The inevitable result? There are a lot of people running senior living businesses who are, frankly, not very good at what they do. I know, I know, not at your community. But believe me, they are out there.

So what’s to be done here? A recent paper in the Harvard Business Review notes that managerial incompetence stems in no small part from a failure to ask three important questions during the hiring phase. Here they are, according to authors Josh Bersin and Tomas Chamorro-Premuzic:

  • Does the candidate have the skills to be a high-performing contributor or the skills to be an effective leader?
  • Can I really trust this candidate’s individual performance measures?
  • Am I looking forward or backward?

What firms really need to do, they say, is place “misfits” or “people who think differently” into leadership roles.

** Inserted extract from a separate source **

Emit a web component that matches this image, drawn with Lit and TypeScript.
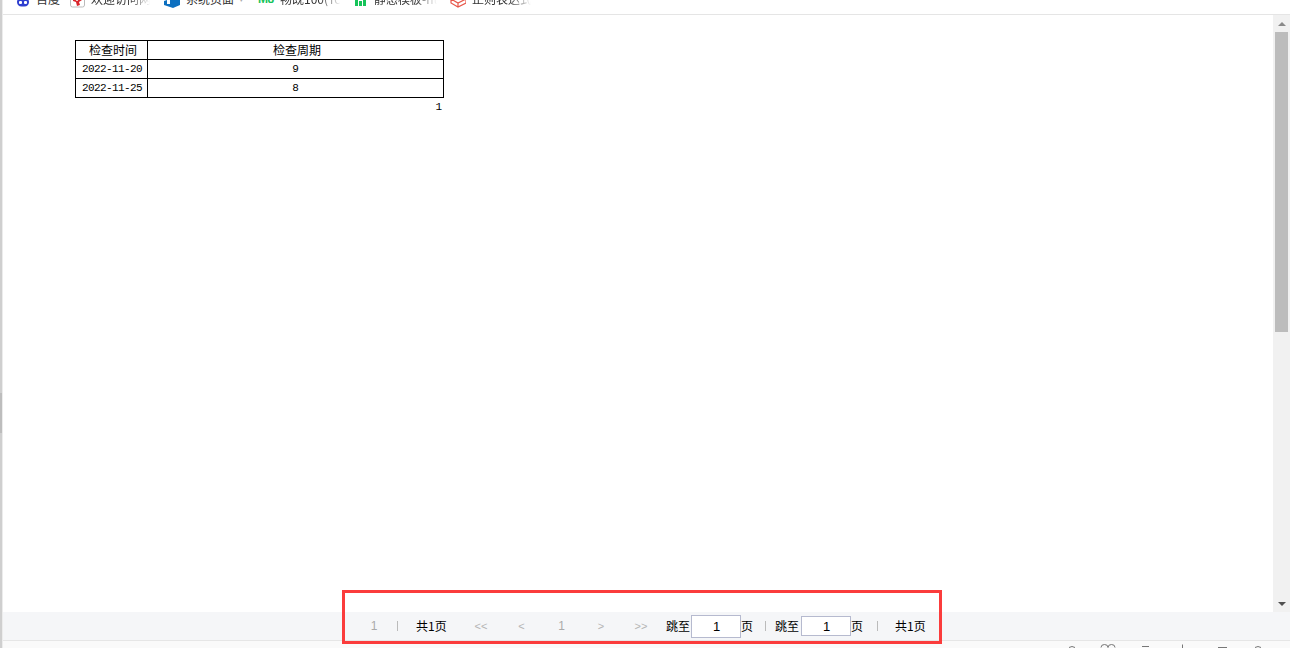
import { LitElement, html, css, svg } from "lit";
import { customElement } from "lit/decorators.js";

@customElement("app-root")
export class AppRoot extends LitElement {
  static styles = css`
    :host { display: flex; width: 1290px; height: 648px; overflow: hidden; background: #fff; position: relative; font-family: "Noto Sans CJK SC", "Liberation Sans", sans-serif; font-size: 12px; color: #000; }
    * { box-sizing: border-box; }
    .strip { flex: none; width: 3px; background: #cfcfcf; border-right: 1px solid #ececec; }
    .grip { height: 40px; margin-top: 393px; background: #bdbdbd; }
    .main { flex: 1; min-width: 0; display: flex; flex-direction: column; }
    .bar { flex: none; height: 15px; border-bottom: 1px solid #e5e5e5; overflow: hidden; display: flex; padding-left: 12px; }
    .bm { display: flex; align-items: flex-start; gap: 6px; height: 18px; margin-top: -10px; line-height: 18px; color: #333; white-space: nowrap; }
    .bm svg { flex: none; }
    .bm b { color: #16c45a; font-size: 12px; font-family: "Liberation Sans", sans-serif; width: 16px; letter-spacing: -0.5px; }
    .fade { overflow: hidden; -webkit-mask-image: linear-gradient(90deg, #000 65%, transparent); mask-image: linear-gradient(90deg, #000 65%, transparent); }
    .m1 { width: 55px; } .m2 { width: 94px; } .m3 { width: 94px; } .m4 { width: 97px; } .m5 { width: 95px; }
    .t2 { width: 59px; } .t3 { width: 48px; } .t4 { width: 61px; } .t5 { width: 63px; } .t6 { width: 59px; }
    .caret { color: #aaa; font-size: 9px; margin-left: -1px; }
    .middle { flex: 1; display: flex; min-height: 0; }
    .page { flex: 1; padding: 25px 0 0 72px; }
    table { border-collapse: collapse; width: 369px; table-layout: fixed; line-height: 18px; }
    td { border: 1px solid #000; padding: 0; height: 19px; text-align: center; white-space: nowrap; }
    .c1 { width: 72px; }
    .head { padding-left: 3px; }
    .date, .num-cell { font: 11px/17px "Liberation Mono", monospace; padding-top: 1px; }
    .date { letter-spacing: -0.6px; padding-left: 1px; }
    .pageno { width: 369px; text-align: right; padding-right: 2px; font: 11px/18px "Liberation Mono", monospace; }
    .sb { flex: none; width: 17px; background: #f1f1f1; display: flex; flex-direction: column; align-items: center; }
    .up { margin-top: 7px; width: 0; height: 0; border: 4px solid transparent; border-top: 0; border-bottom: 4px solid #8a8a8a; }
    .thumb { margin-top: 6px; width: 13px; height: 300px; background: #bcbcbc; }
    .down { margin-top: auto; margin-bottom: 6px; width: 0; height: 0; border: 4px solid transparent; border-bottom: 0; border-top: 4px solid #505050; }
    .pager { flex: none; height: 28px; background: #f5f6f8; display: flex; align-items: center; padding-left: 361px; white-space: nowrap; line-height: 16px; }
    .pager > * { flex: none; }
    .g { width: 20px; text-align: center; color: #aaa; font-family: "Liberation Sans", sans-serif; }
    .sep { width: 1px; height: 10px; background: #bbb; margin-left: 13px; }
    .total { width: 30px; margin-left: 18px; text-align: center; }
    .nav { width: 40px; text-align: center; color: #b4b4b4; font: 11px "Liberation Sans", sans-serif; }
    .nav.num { font-size: 12px; color: #aaa; padding-left: 1px; }
    .first { margin-left: 15px; }
    .back { padding-left: 1px; }
    .jump { margin-left: 5px; width: 25px; }
    .jump2 { margin-left: 9px; width: 25px; }
    input { width: 50px; height: 23px; border: 1px solid #b6bacf; background: #fff; text-align: center; padding: 0 0 0 1px; font: 13px "Liberation Sans", sans-serif; color: #000; outline: none; }
    .i2 { height: 20px; margin-left: 1px; }
    .pg { width: 12px; }
    .s2 { margin-left: 12px; }
    .s3 { margin-left: 14px; }
    .t-last { margin-left: 17px; }
    .status { flex: none; height: 8px; border-top: 1px solid #e6e6e6; background: #fafafa; display: flex; padding-left: 1063px; overflow: hidden; }
    .red { position: absolute; left: 342px; top: 590px; width: 600px; height: 54px; border: 3px solid #fb3c3c; pointer-events: none; }
  `;

  private icon(body: unknown, w = 16) {
    return html`<svg width=${w} height="18" viewBox="0 0 ${w} 18" aria-hidden="true">${body}</svg>`;
  }

  render() {
    const baidu = svg`<g transform="translate(1 0)"><path d="M2 9q5-4 10 0q2 3 0 6q-2 2-5 1.4q-3 .6-5-1.4q-2-3 0-6z" fill="#2f3fd0"/><rect x="3" y="11" width="3" height="3" rx="1" fill="#fff"/><rect x="8" y="11" width="3" height="3" rx="1" fill="#fff"/></g>`;
    const welcome = svg`<rect x="0.5" y="4" width="14" height="13" rx="2" fill="#fff" stroke="#bbb"/><path d="M3 9h4l3-3 2 4-3 2 1 3-3 1-1-4-3-1z" fill="#d9252b"/><circle cx="7" cy="10" r="1" fill="#fff"/>`;
    const sys = svg`<path d="M0 11l9-3 7 1v6l-7 3-9-3z" fill="#0c6fc0"/><rect x="3" y="10" width="3" height="4" fill="#fff"/>`;
    const n3 = svg`<rect x="0" y="9" width="3" height="7" fill="#16c45a"/><rect x="4" y="11" width="3" height="5" fill="#16c45a"/><rect x="8" y="9" width="3" height="7" fill="#16c45a"/>`;
    const cube = svg`<path d="M1 9l7-4 8 4v4l-8 4-7-4zM1 9l7 4 8-4M8 13v4" fill="#fff" stroke="#e8574a" stroke-width="1.2"/>`;
    return html`
      <div class="strip"><div class="grip"></div></div>
      <div class="main">
        <div class="bar">
          <div class="bm m1">${this.icon(baidu, 15)}<span>百度</span></div>
          <div class="bm m2">${this.icon(welcome, 15)}<span class="fade t2">欢迎访问网站</span></div>
          <div class="bm m3">${this.icon(sys, 16)}<span class="t3">系统页面</span><span class="caret">▾</span></div>
          <div class="bm m4"><b>M8</b><span class="fade t4">畅既100(Tc</span></div>
          <div class="bm m5">${this.icon(n3, 13)}<span class="fade t5">静态模板-html</span></div>
          <div class="bm">${this.icon(cube, 16)}<span class="fade t6">正则表达式</span></div>
        </div>
        <div class="middle">
          <div class="page">
            <table>
              <tr><td class="c1 head">检查时间</td><td class="head">检查周期</td></tr>
              <tr><td class="date">2022-11-20</td><td class="num-cell">9</td></tr>
              <tr><td class="date">2022-11-25</td><td class="num-cell">8</td></tr>
            </table>
            <div class="pageno">1</div>
          </div>
          <div class="sb"><div class="up"></div><div class="thumb"></div><div class="down"></div></div>
        </div>
        <div class="pager">
          <span class="g">1</span><span class="sep"></span><span class="total">共1页</span>
          <span class="nav first">&lt;&lt;</span><span class="nav back">&lt;</span><span class="nav num">1</span><span class="nav">&gt;</span><span class="nav">&gt;&gt;</span>
          <span class="jump">跳至</span><input value="1" aria-label="跳至" /><span class="pg">页</span>
          <span class="sep s2"></span>
          <span class="jump2">跳至</span><input class="i2" value="1" aria-label="跳至" /><span class="pg">页</span>
          <span class="sep s3"></span><span class="total t-last">共1页</span>
        </div>
        <div class="status">
          <svg width="200" height="7" viewBox="0 0 200 7" aria-hidden="true" fill="none" stroke="#777" stroke-width="1">
            <path d="M3 6.5q3-2 6 0"/>
            <path d="M35 6.5q0-3 3.5-3t3.5 3M42 6.5q0-3 3.5-3t3.5 3"/>
            <path d="M76 5.5h7"/>
            <path d="M116.5 3.5v4"/>
            <path d="M152 6.5h9"/>
            <path d="M189 6.5q3-2 6 0"/>
          </svg>
        </div>
      </div>
      <div class="red"></div>
    `;
  }
}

They also advise organizations such as yours to take a second look at the people who might not seem to be ready — and analyze them on the basis of their ambition, reputation and passion for your business. As the authors note, it is often the youngest, most agile and most confident people who become amazing leaders, even if their track record is less than stellar. Think Mark Zuckerberg or Steve Jobs.

This is fairly profound stuff. They are essentially calling on senior living organizations and others to rethink the entire notion of leadership. Forget the easy prompt and focus more on the kinds of people who actually will get you where you want to go, they say.

That requires some hard thinking, as well as a willingness to look beyond resume bullet points. But the payoff can more than justify the extra effort.